**DIRECTIVE**
All the data below goes into the copy word for word, but the pictures don't.

**DATA EXTRACT**
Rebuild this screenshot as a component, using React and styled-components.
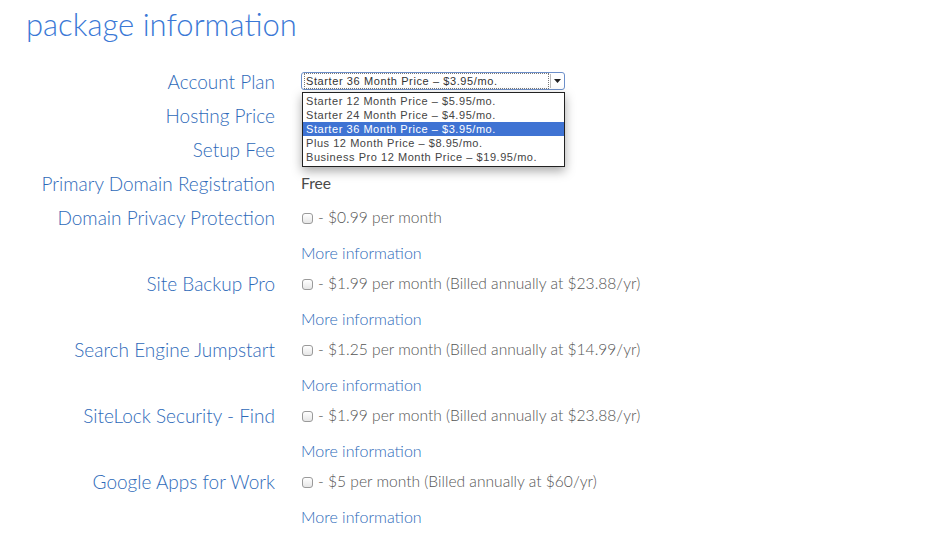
import styled, { createGlobalStyle } from 'styled-components';

const GlobalStyle = createGlobalStyle`
  html, body {
    margin: 0;
    padding: 0;
    background: #fff;
  }
  body {
    font-family: Lato, "Open Sans", sans-serif;
  }
`;

const Page = styled.div`
  width: 939px;
  height: 536px;
  overflow: hidden;
  padding-left: 26px;
  box-sizing: border-box;
`;

const Heading = styled.h1`
  margin: 0;
  height: 64px;
  padding-top: 4px;
  box-sizing: border-box;
  font-size: 31px;
  font-weight: 300;
  color: #3a78d6;
  line-height: 40px;
`;

const Form = styled.div`
  display: flex;
  flex-direction: column;
`;

const Row = styled.div`
  display: grid;
  grid-template-columns: 249px 1fr;
  column-gap: 26px;
  align-items: center;
  height: ${(p) => (p.$more ? '28px' : '34px')};
  margin-top: ${(p) => (p.$more ? '4px' : '0')};
`;

const Label = styled.div`
  text-align: right;
  font-size: 19px;
  font-weight: 300;
  color: #2e6ab9;
  white-space: nowrap;
`;

const Value = styled.div`
  position: relative;
  display: flex;
  align-items: center;
  gap: 5px;
  font-size: 15.6px;
  font-weight: 300;
  color: #555;
  white-space: nowrap;
`;

const Free = styled.span`
  font-weight: 400;
  color: #4a4a4a;
`;

const MoreLink = styled.a`
  font-size: 16px;
  font-weight: 300;
  color: #2e6ab9;
  text-decoration: none;
`;

const Check = styled.span`
  display: inline-block;
  width: 11px;
  height: 11px;
  margin-left: 1px;
  margin-top: 2px;
  border: 1px solid #9a9a9a;
  border-radius: 3px;
  box-sizing: border-box;
  background: linear-gradient(#ffffff, #e6e6e6);
`;

const Select = styled.div`
  position: relative;
  width: 264px;
  height: 18px;
  box-sizing: border-box;
  border: 1px solid #6d8fc9;
  border-radius: 3px;
  background: #fff;
  font-family: "Liberation Sans", Arial, sans-serif;
  font-size: 11px;
  letter-spacing: 0.6px;
  color: #333;
  display: flex;
  align-items: center;
  padding-left: 3px;
`;

const SelectText = styled.span`
  flex: 1;
  outline: 1px dotted #777;
  outline-offset: 0px;
  margin-right: 2px;
  line-height: 14px;
  padding-left: 1px;
`;

const Arrow = styled.span`
  width: 13px;
  height: 14px;
  border-left: 1px solid #bbb;
  display: flex;
  align-items: center;
  justify-content: center;
`;

const Menu = styled.ul`
  position: absolute;
  top: 20px;
  left: 1px;
  width: 263px;
  margin: 0;
  padding: 1px 0 2px;
  list-style: none;
  background: #fff;
  border: 1px solid #222;
  box-sizing: border-box;
  box-shadow: 0 4px 10px rgba(0, 0, 0, 0.35);
  font-family: "Liberation Sans", Arial, sans-serif;
  font-size: 11px;
  letter-spacing: 0.55px;
  z-index: 2;
`;

const Option = styled.li`
  height: 14px;
  line-height: 14px;
  padding-left: 3px;
  color: ${(p) => (p.$active ? '#fff' : '#444')};
  background: ${(p) => (p.$active ? '#3f73d3' : 'transparent')};
`;

const plans = [
  'Starter 12 Month Price – $5.95/mo.',
  'Starter 24 Month Price – $4.95/mo.',
  'Starter 36 Month Price – $3.95/mo.',
  'Plus 12 Month Price – $8.95/mo.',
  'Business Pro 12 Month Price – $19.95/mo.',
];

const extras = [
  { label: 'Domain Privacy Protection', price: '- $0.99 per month' },
  { label: 'Site Backup Pro', price: '- $1.99 per month (Billed annually at $23.88/yr)' },
  { label: 'Search Engine Jumpstart', price: '- $1.25 per month (Billed annually at $14.99/yr)' },
  { label: 'SiteLock Security - Find', price: '- $1.99 per month (Billed annually at $23.88/yr)' },
  { label: 'Google Apps for Work', price: '- $5 per month (Billed annually at $60/yr)' },
];

const App = () => {
  return (
    <Page>
      <GlobalStyle />
      <Heading>package information</Heading>
      <Form>
        <Row>
          <Label>Account Plan</Label>
          <Value>
            <Select>
              <SelectText>Starter 36 Month Price – $3.95/mo.</SelectText>
              <Arrow>
                <svg width="7" height="4" viewBox="0 0 7 4">
                  <path d="M0 0h7L3.5 4z" fill="#222" />
                </svg>
              </Arrow>
            </Select>
            <Menu>
              {plans.map((plan, i) => (
                <Option key={plan} $active={i === 2}>
                  {plan}
                </Option>
              ))}
            </Menu>
          </Value>
        </Row>
        <Row>
          <Label>Hosting Price</Label>
          <Value />
        </Row>
        <Row>
          <Label>Setup Fee</Label>
          <Value />
        </Row>
        <Row>
          <Label>Primary Domain Registration</Label>
          <Value>
            <Free>Free</Free>
          </Value>
        </Row>
        {extras.map((item) => (
          <div key={item.label}>
            <Row>
              <Label>{item.label}</Label>
              <Value>
                <Check />
                <span>{item.price}</span>
              </Value>
            </Row>
            <Row $more>
              <span />
              <MoreLink href="#">More information</MoreLink>
            </Row>
          </div>
        ))}
      </Form>
    </Page>
  );
};

export default App;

**EXERCISE OUTPUT**
Rebuild this screenshot as a component, using React and styled-components.
import styled, { createGlobalStyle } from 'styled-components';

const GlobalStyle = createGlobalStyle`
  html, body {
    margin: 0;
    padding: 0;
    background: #fff;
  }
  body {
    font-family: Lato, "Open Sans", sans-serif;
  }
`;

const Page = styled.div`
  width: 939px;
  height: 536px;
  overflow: hidden;
  padding-left: 26px;
  box-sizing: border-box;
`;

const Heading = styled.h1`
  margin: 0;
  height: 64px;
  padding-top: 4px;
  box-sizing: border-box;
  font-size: 31px;
  font-weight: 300;
  color: #3a78d6;
  line-height: 40px;
`;

const Form = styled.div`
  display: flex;
  flex-direction: column;
`;

const Row = styled.div`
  display: grid;
  grid-template-columns: 249px 1fr;
  column-gap: 26px;
  align-items: center;
  height: ${(p) => (p.$more ? '28px' : '34px')};
  margin-top: ${(p) => (p.$more ? '4px' : '0')};
`;

const Label = styled.div`
  text-align: right;
  font-size: 19px;
  font-weight: 300;
  color: #2e6ab9;
  white-space: nowrap;
`;

const Value = styled.div`
  position: relative;
  display: flex;
  align-items: center;
  gap: 5px;
  font-size: 15.6px;
  font-weight: 300;
  color: #555;
  white-space: nowrap;
`;

const Free = styled.span`
  font-weight: 400;
  color: #4a4a4a;
`;

const MoreLink = styled.a`
  font-size: 16px;
  font-weight: 300;
  color: #2e6ab9;
  text-decoration: none;
`;

const Check = styled.span`
  display: inline-block;
  width: 11px;
  height: 11px;
  margin-left: 1px;
  margin-top: 2px;
  border: 1px solid #9a9a9a;
  border-radius: 3px;
  box-sizing: border-box;
  background: linear-gradient(#ffffff, #e6e6e6);
`;

const Select = styled.div`
  position: relative;
  width: 264px;
  height: 18px;
  box-sizing: border-box;
  border: 1px solid #6d8fc9;
  border-radius: 3px;
  background: #fff;
  font-family: "Liberation Sans", Arial, sans-serif;
  font-size: 11px;
  letter-spacing: 0.6px;
  color: #333;
  display: flex;
  align-items: center;
  padding-left: 3px;
`;

const SelectText = styled.span`
  flex: 1;
  outline: 1px dotted #777;
  outline-offset: 0px;
  margin-right: 2px;
  line-height: 14px;
  padding-left: 1px;
`;

const Arrow = styled.span`
  width: 13px;
  height: 14px;
  border-left: 1px solid #bbb;
  display: flex;
  align-items: center;
  justify-content: center;
`;

const Menu = styled.ul`
  position: absolute;
  top: 20px;
  left: 1px;
  width: 263px;
  margin: 0;
  padding: 1px 0 2px;
  list-style: none;
  background: #fff;
  border: 1px solid #222;
  box-sizing: border-box;
  box-shadow: 0 4px 10px rgba(0, 0, 0, 0.35);
  font-family: "Liberation Sans", Arial, sans-serif;
  font-size: 11px;
  letter-spacing: 0.55px;
  z-index: 2;
`;

const Option = styled.li`
  height: 14px;
  line-height: 14px;
  padding-left: 3px;
  color: ${(p) => (p.$active ? '#fff' : '#444')};
  background: ${(p) => (p.$active ? '#3f73d3' : 'transparent')};
`;

const plans = [
  'Starter 12 Month Price – $5.95/mo.',
  'Starter 24 Month Price – $4.95/mo.',
  'Starter 36 Month Price – $3.95/mo.',
  'Plus 12 Month Price – $8.95/mo.',
  'Business Pro 12 Month Price – $19.95/mo.',
];

const extras = [
  { label: 'Domain Privacy Protection', price: '- $0.99 per month' },
  { label: 'Site Backup Pro', price: '- $1.99 per month (Billed annually at $23.88/yr)' },
  { label: 'Search Engine Jumpstart', price: '- $1.25 per month (Billed annually at $14.99/yr)' },
  { label: 'SiteLock Security - Find', price: '- $1.99 per month (Billed annually at $23.88/yr)' },
  { label: 'Google Apps for Work', price: '- $5 per month (Billed annually at $60/yr)' },
];

const App = () => {
  return (
    <Page>
      <GlobalStyle />
      <Heading>package information</Heading>
      <Form>
        <Row>
          <Label>Account Plan</Label>
          <Value>
            <Select>
              <SelectText>Starter 36 Month Price – $3.95/mo.</SelectText>
              <Arrow>
                <svg width="7" height="4" viewBox="0 0 7 4">
                  <path d="M0 0h7L3.5 4z" fill="#222" />
                </svg>
              </Arrow>
            </Select>
            <Menu>
              {plans.map((plan, i) => (
                <Option key={plan} $active={i === 2}>
                  {plan}
                </Option>
              ))}
            </Menu>
          </Value>
        </Row>
        <Row>
          <Label>Hosting Price</Label>
          <Value />
        </Row>
        <Row>
          <Label>Setup Fee</Label>
          <Value />
        </Row>
        <Row>
          <Label>Primary Domain Registration</Label>
          <Value>
            <Free>Free</Free>
          </Value>
        </Row>
        {extras.map((item) => (
          <div key={item.label}>
            <Row>
              <Label>{item.label}</Label>
              <Value>
                <Check />
                <span>{item.price}</span>
              </Value>
            </Row>
            <Row $more>
              <span />
              <MoreLink href="#">More information</MoreLink>
            </Row>
          </div>
        ))}
      </Form>
    </Page>
  );
};

export default App;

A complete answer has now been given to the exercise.